When observational emulation is insufficient:
Not every causal question can be answered by emulating a target trial with available observational data. The emulation may fail if:
- Key eligibility criteria require data not available in the database.
- The treatment strategies of interest were never observed (positivity violations).
- Unmeasured confounders are strong enough that sequential exchangeability is implausible.
- The outcome is too rare or too poorly measured in the database.
In these cases, the target trial framework helps clarify why the emulation is limited and what additional data or study design changes would be needed. This is itself valuable — it prevents researchers from publishing biased estimates while presenting them as valid.
Further reading: The target trial emulation framework was developed by Hernán and Robins. Key papers include Hernán & Robins (2016), “Using Big Data to Emulate a Target Trial” in the American Journal of Epidemiology, and the series of application papers in pharmacoepidemiology that followed.
6 Summary
- The intention-to-treat (ITT) effect compares outcomes by assigned strategy; the per-protocol (PP) effect compares outcomes by strategy actually adhered to.
- In observational data, the PP analysis requires time-varying IP weighting to handle confounding of adherence decisions.
- The target trial is the explicit specification of the randomized experiment that the observational analysis attempts to emulate. It includes eligibility criteria, treatment strategies, time zero, outcomes, and analysis plan.

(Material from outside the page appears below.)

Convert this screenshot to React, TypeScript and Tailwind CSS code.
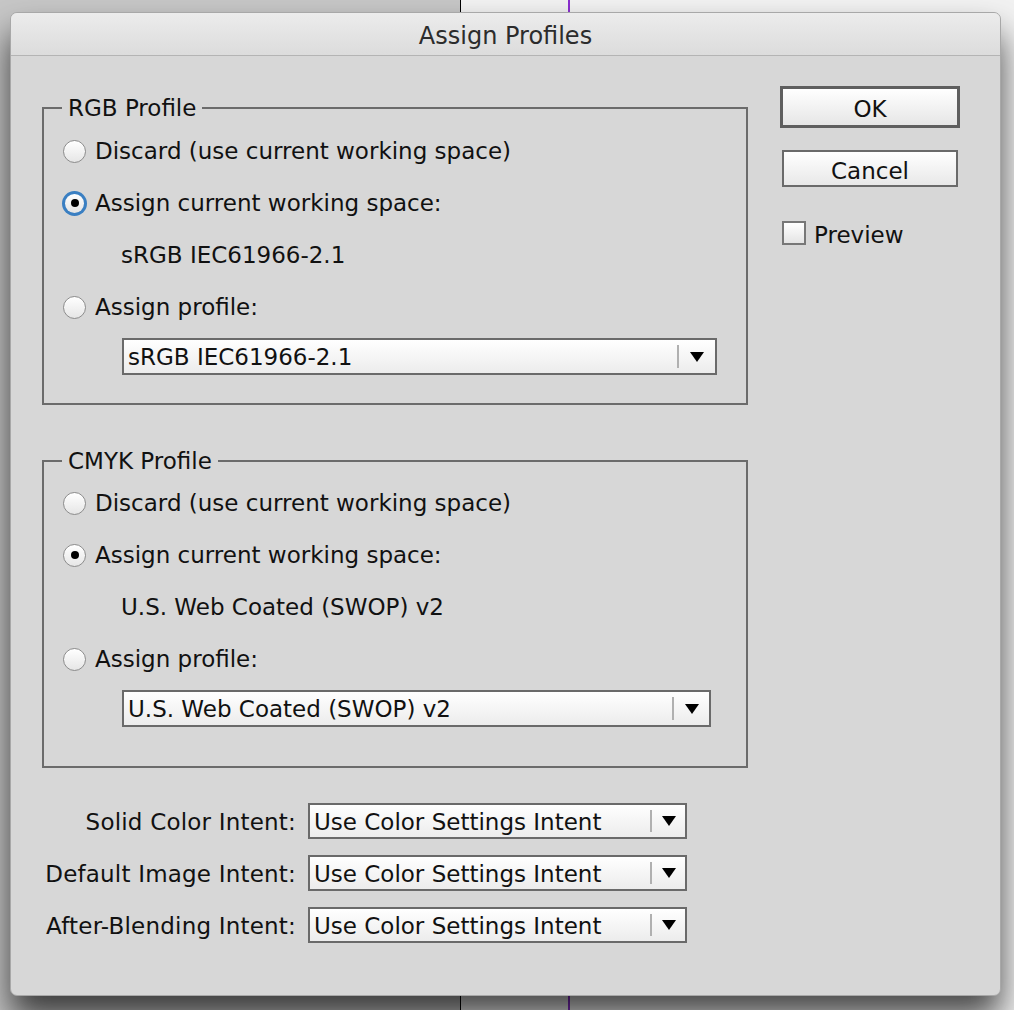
import React from "react";

const font = { fontFamily: '"DejaVu Sans", "Liberation Sans", sans-serif' };

function Radio({ state }: { state: "off" | "focus" | "on" }) {
  if (state === "focus") {
    return (
      <span className="flex h-[25px] w-[25px] items-center justify-center rounded-full bg-[#3a7fc2]">
        <span className="flex h-[19px] w-[19px] items-center justify-center rounded-full bg-gradient-to-b from-white to-[#e4e4e4]">
          <span className="h-[8px] w-[8px] rounded-full bg-black" />
        </span>
      </span>
    );
  }
  return (
    <span className="flex h-[23px] w-[23px] items-center justify-center rounded-full border border-[#8c8c8c] bg-gradient-to-b from-white to-[#e6e6e6] shadow-[inset_0_1px_1px_rgba(255,255,255,0.8)]">
      {state === "on" && <span className="h-[8px] w-[8px] rounded-full bg-black" />}
    </span>
  );
}

function RadioRow({ label, state }: { label: string; state: "off" | "focus" | "on" }) {
  return (
    <div className="flex h-[52px] items-center">
      <div className="ml-[18px] flex w-[25px] items-center justify-center">
        <Radio state={state} />
      </div>
      <span className="ml-[8px] text-[23px] leading-none text-[#111]">{label}</span>
    </div>
  );
}

function Arrow() {
  return (
    <svg width="14" height="10" viewBox="0 0 14 10" className="block">
      <path d="M0 0 H14 L7 10 Z" fill="#000" />
    </svg>
  );
}

function Select({ value, width, arrowW }: { value: string; width: string; arrowW: string }) {
  return (
    <div
      className={`flex h-[37px] ${width} items-center border-2 border-[#6a6a6a] bg-gradient-to-b from-white to-[#ececec]`}
    >
      <span className="flex-1 pl-[4px] pt-[2px] text-[23px] leading-none text-[#111]">{value}</span>
      <span className="h-[23px] w-[2px] bg-[#b0b0b0]" />
      <span className={`flex ${arrowW} items-center justify-center`}>
        <Arrow />
      </span>
    </div>
  );
}

function Group({
  title,
  current,
  currentState,
  selectW,
  arrowW,
  bottomPad,
  rowTop,
}: {
  title: string;
  current: string;
  currentState: "focus" | "on";
  selectW: string;
  arrowW: string;
  bottomPad: string;
  rowTop: string;
}) {
  return (
    <fieldset className={`m-0 w-[706px] border-2 border-[#6b6b6b] p-0 ${bottomPad}`}>
      <legend className="ml-[18px] px-[6px] text-[23px] leading-[28px] text-[#111]">{title}</legend>
      <div className={rowTop}>
        <RadioRow label="Discard (use current working space)" state="off" />
        <RadioRow label="Assign current working space:" state={currentState} />
        <div className="flex h-[52px] items-center">
          <span className="ml-[77px] text-[23px] leading-none text-[#111]">{current}</span>
        </div>
        <RadioRow label="Assign profile:" state="off" />
        <div className="ml-[78px] mt-[5px]">
          <Select value={current} width={selectW} arrowW={arrowW} />
        </div>
      </div>
    </fieldset>
  );
}

function IntentRow({ label }: { label: string }) {
  return (
    <div className="flex h-[52px] items-center">
      <span className="w-[254px] pt-[2px] text-right text-[23px] leading-none tracking-[0.2px] text-[#111]">
        {label}
      </span>
      <div className="ml-[12px]">
        <div className="flex h-[36px] w-[379px] items-center border-2 border-[#6a6a6a] bg-gradient-to-b from-white to-[#ececec]">
          <span className="flex-1 pl-[4px] pt-[2px] text-[23px] leading-none text-[#111]">Use Color Settings Intent</span>
          <span className="h-[22px] w-[2px] bg-[#b0b0b0]" />
          <span className="flex w-[33px] items-center justify-center">
            <Arrow />
          </span>
        </div>
      </div>
    </div>
  );
}

export default function App() {
  return (
    <div className="relative h-[1010px] w-[1014px] overflow-hidden" style={font}>
      <div className="flex h-full w-full">
        <div className="h-full w-[460px] bg-[#c7c7c7]" />
        <div className="h-full w-[1px] bg-black" />
        <div className="h-full w-[107px] bg-[#f2f2f2]" />
        <div className="h-full w-[2px] bg-[#8b2fd0]" />
        <div className="h-full flex-1 bg-[#f2f2f2]" />
      </div>

      <div className="absolute left-[10px] top-[12px] h-[984px] w-[991px] overflow-hidden rounded-[7px] border border-[#a8a8a8] bg-[#d7d7d7] shadow-[0_22px_34px_rgba(0,0,0,0.7)]">
        <div className="flex h-[43px] items-center justify-center border-b border-[#b4b4b4] bg-gradient-to-b from-[#ececec] to-[#dcdcdc] pt-[4px]">
          <span className="text-[24px] leading-none text-[#2c2c2c]">Assign Profiles</span>
        </div>

        <div className="flex pl-[31px]">
          <div className="flex flex-col pt-[38px]">
            <Group
              title="RGB Profile"
              current="sRGB IEC61966-2.1"
              currentState="focus"
              selectW="w-[595px]"
              arrowW="w-[36px]"
              bottomPad="pb-[28px]"
              rowTop="pt-[3px]"
            />
            <div className="mt-[42px]">
              <Group
                title="CMYK Profile"
                current="U.S. Web Coated (SWOP) v2"
                currentState="on"
                selectW="w-[589px]"
                arrowW="w-[35px]"
                bottomPad="pb-[39px]"
                rowTop="pt-[2px]"
              />
            </div>
            <div className="mt-[27px] flex flex-col">
              <IntentRow label="Solid Color Intent:" />
              <IntentRow label="Default Image Intent:" />
              <IntentRow label="After-Blending Intent:" />
            </div>
          </div>

          <div className="ml-[32px] flex flex-col pt-[30px]">
            <button className="flex h-[42px] w-[180px] items-center justify-center border-[3px] border-[#5f5f5f] bg-gradient-to-b from-white to-[#e6e6e6] pt-[5px] text-[23px] leading-none text-[#111]">
              OK
            </button>
            <button className="ml-[2px] mt-[22px] flex h-[37px] w-[176px] items-center justify-center border-2 border-[#6a6a6a] bg-gradient-to-b from-white to-[#e8e8e8] pt-[6px] text-[23px] leading-none text-[#111]">
              Cancel
            </button>
            <div className="ml-[2px] mt-[32px] flex items-center">
              <span className="h-[24px] w-[24px] border-2 border-[#777] bg-gradient-to-b from-white to-[#e4e4e4]" />
              <span className="ml-[8px] pt-[5px] text-[23px] leading-none text-[#111]">Preview</span>
            </div>
          </div>
        </div>
      </div>
    </div>
  );
}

- Time zero must simultaneously mark eligibility, strategy assignment, and follow-up start. Misalignment of these leads to immortal time bias, prevalent user bias, and other systematic errors.
- The sequential trials design eliminates immortal time bias by defining a new “trial” at each calendar time an individual becomes eligible.
- The new user design eliminates prevalent user bias by restricting to individuals who recently initiated treatment.
- The target trial framework unifies observational causal inference: specify the trial first, then choose the g-method for estimation.